The unmatched value has been recognized in the past on a bipartisan basis. Congress overwhelmingly voted for the Clean Water Act in 1972, and George H.W. Bush respectively signed into law the Clean Water Act and the North American Wetlands Conservation Act in 1989.

When President Bush, a hunter and fisherman, signed the wetlands act, he said he was “disturbed” that the fall flight of ducks was near all-time lows, in a nation that had lost more than half of its original wetlands. He went so far as to make a “no net loss” pledge for wetlands. He declared in a 1989 speech to Ducks Unlimited:

“It’s time to stand the history of wetlands destruction on its head. From this year forward, anyone who tries to drain the swamp is going to be up to his ears in alligators.”

Bush’s “no net loss” pledge resulted in only one recorded period of slight net wetland gain, 1998 to 2004. But the rhetoric helped the nation pump the brakes on wetland loss just enough to see what could happen if there was increased investment in conservation instead of allowing total exploitation.

Progress imperiled

The 2022 State of the Birds Report compiled by more than 30 government agencies and conservation organizations, found that wetlands were about the only habitat that showed signs of thriving. While bird populations declined dramatically in most habitats in the United States, the report found that wetlands saw major increases in ducks, geese, swans, and water birds such as pelicans. The report hugely credited the funding triggered by the North American Wetlands Conservation Act in facilitating a “model conservation success story.”

The Fish and Wildlife Service (USFWS), one of the agencies participating in the report, said that since 1991, the act has led to the conservation of more than 32.6 million acres of habitat in 3,300 projects, funded with nearly $7 billion in grants and partner contributions. A joint report in December by USFWS and NOAA found that the rate of wetland loss in coastal watersheds from 2009 to 2019 was less than the rate of loss from 1998 to 2009, indicating “progress towards reducing net wetland loss.”

Such progress is a miracle, partially a result of the Fish and Wildlife Service cobbling together enough partnerships to protect species despite declining congressional funding over the last decade for its refuge system and a resulting erosion of employees.
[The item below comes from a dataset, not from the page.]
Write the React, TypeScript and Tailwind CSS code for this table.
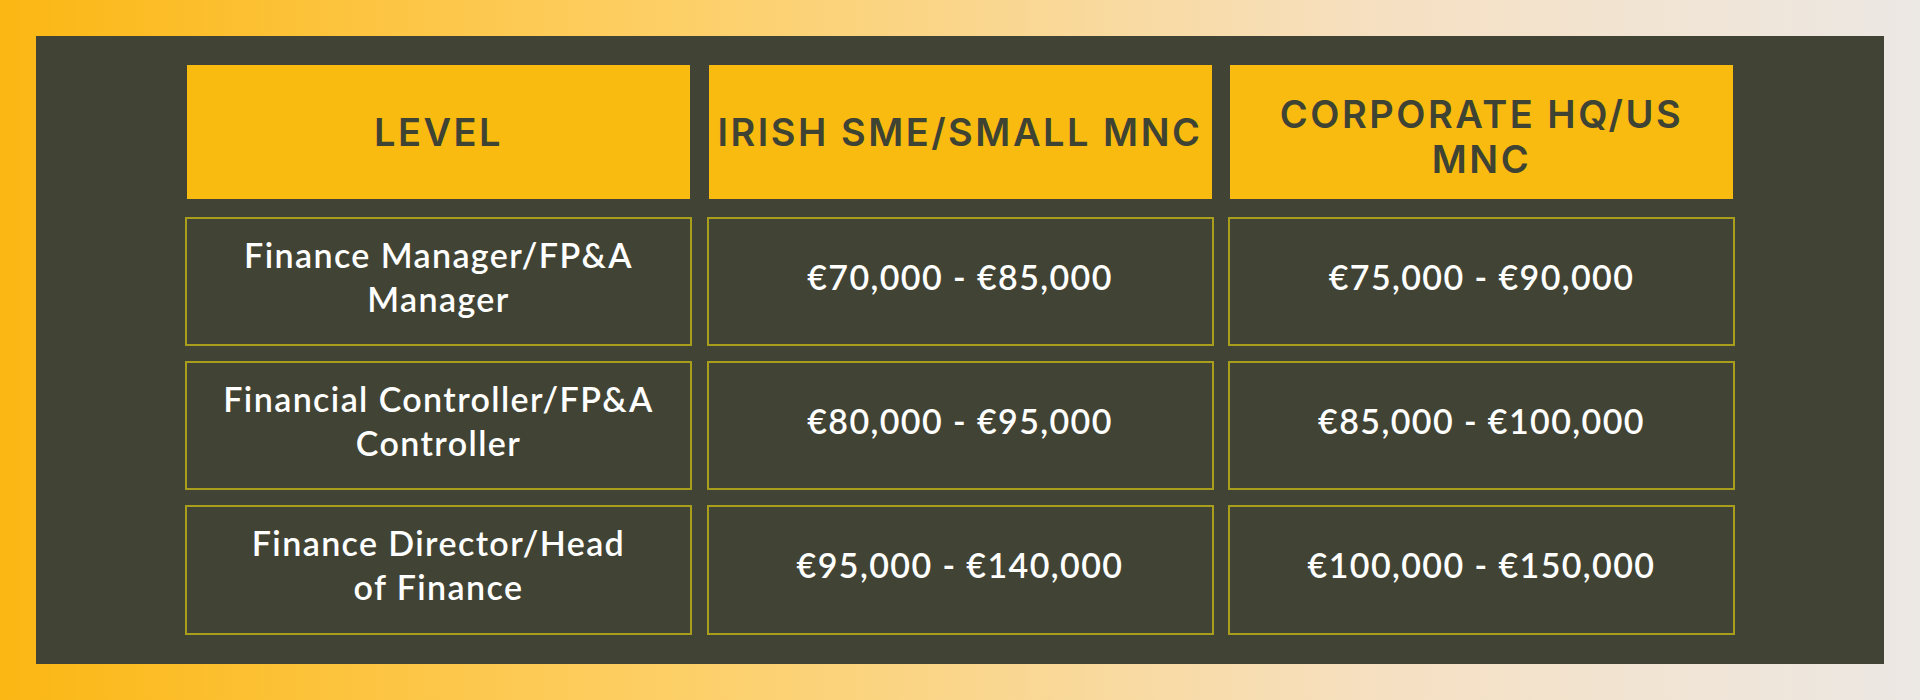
import React from "react";

const headers = [
  { t: "LEVEL", pad: "" },
  { t: "IRISH SME/SMALL MNC", pad: "" },
  { t: "CORPORATE HQ/US MNC", pad: "pt-[10px]" },
];

const rows: { level: string[]; sme: string; corp: string; h: string }[] = [
  { level: ["Finance Manager/FP&A", "Manager"], sme: "€70,000 - €85,000", corp: "€75,000 - €90,000", h: "h-[129px]" },
  { level: ["Financial Controller/FP&A", "Controller"], sme: "€80,000 - €95,000", corp: "€85,000 - €100,000", h: "h-[129px]" },
  { level: ["Finance Director/Head", "of Finance"], sme: "€95,000 - €140,000", corp: "€100,000 - €150,000", h: "h-[130px]" },
];

function BodyCell({ children, h }: { children: React.ReactNode; h: string }) {
  return (
    <div
      className={`${h} border-2 border-[#a99d1c] flex flex-col items-center justify-center pb-[10px] text-center text-white font-semibold text-[34px] leading-[44px] tracking-[1.4px]`}
      style={{ fontFamily: "Lato, 'Open Sans', sans-serif" }}
    >
      {children}
    </div>
  );
}

export default function App() {
  return (
    <div className="w-full h-[700px] p-[36px] bg-[linear-gradient(to_right,#fbb713_0%,#fdcf66_35%,#f6e0c2_72%,#ece8e4_100%)]">
      <div className="w-full h-full bg-[#414434] flex justify-center pt-[29px]">
        <div className="w-[1550px] flex flex-col">
          <div className="grid grid-cols-[507px_507px_507px] gap-x-[14.5px] mb-[18px]">
            {headers.map((h) => (
              <div
                key={h.t}
                className={`mx-[2px] h-[134px] bg-[#fabb10] flex items-center justify-center text-center text-[#3e4333] font-semibold text-[38px] leading-[45px] tracking-[2.5px] px-2 ${h.pad}`}
                style={{ fontFamily: "Inter, 'Libre Franklin', sans-serif" }}
              >
                {h.t}
              </div>
            ))}
          </div>
          <div className="flex flex-col gap-y-[15px]">
            {rows.map((r) => (
              <div key={r.sme} className="grid grid-cols-[507px_507px_507px] gap-x-[14.5px]">
                <BodyCell h={r.h}>
                  <span>{r.level[0]}</span>
                  <span>{r.level[1]}</span>
                </BodyCell>
                <BodyCell h={r.h}>{r.sme}</BodyCell>
                <BodyCell h={r.h}>{r.corp}</BodyCell>
              </div>
            ))}
          </div>
        </div>
      </div>
    </div>
  );
}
A Congressional Research Service report in January said the number of employees had decreased from about 2,750 in 2014 to about 2,300 in 2023.

The National Wildlife Refuge Association, the leading advocate for the refuge system, says the number of full-time employees at USFWS is now down to 1,750 because of early retirements, unfilled positions, and departures as the Trump administration regained the White House and established the Department of Government Efficiency to eliminate jobs. That is such a massive loss of staffing over the years that the association calls the refuge system “gutted.”

Bombay Hook is part of that erosion, down to 8 employees from 10. That makes continued progress, let alone the elusive goal of no net loss, highly uncertain. The joint report by USFWS and NOAA said that without a “strengthening” of conservation efforts, the loss of inland and coastal wetlands alike may intensify with the combination of local development, commercial agriculture, sea-level rise, and the ever-more severe storms of climate change. “Scientists and decision-makers around the world are concluding that coastal wetlands are critical landscape features that help drive and sustain economic prosperity,” the report said.

Unfortunately, too much of the last decade has been dominated by a Washington that dismisses science and scientists. The Supreme Court, packed to a conservative supermajority by President Trump in his first term, has rolled back many air, water, and wetland protections on behalf of industry and developers, handcuffing the ability of the Environmental Protection Agency to protect the public against pollution and the natural world against habitat loss.

The second Trump administration is going for the jugular, to choke conservation itself. In its proposed fiscal year 2026 budget, it wants to slash Fish and Wildlife Service funding by 32%, from $1.68 billion down to $1.14 billion. The administration would end several conservation funds and end its Science Applications program that coordinates large-scale conservation planning across jurisdictions. Within the overall USFWS budget, the administration would cut the wildlife refuge system by 22%.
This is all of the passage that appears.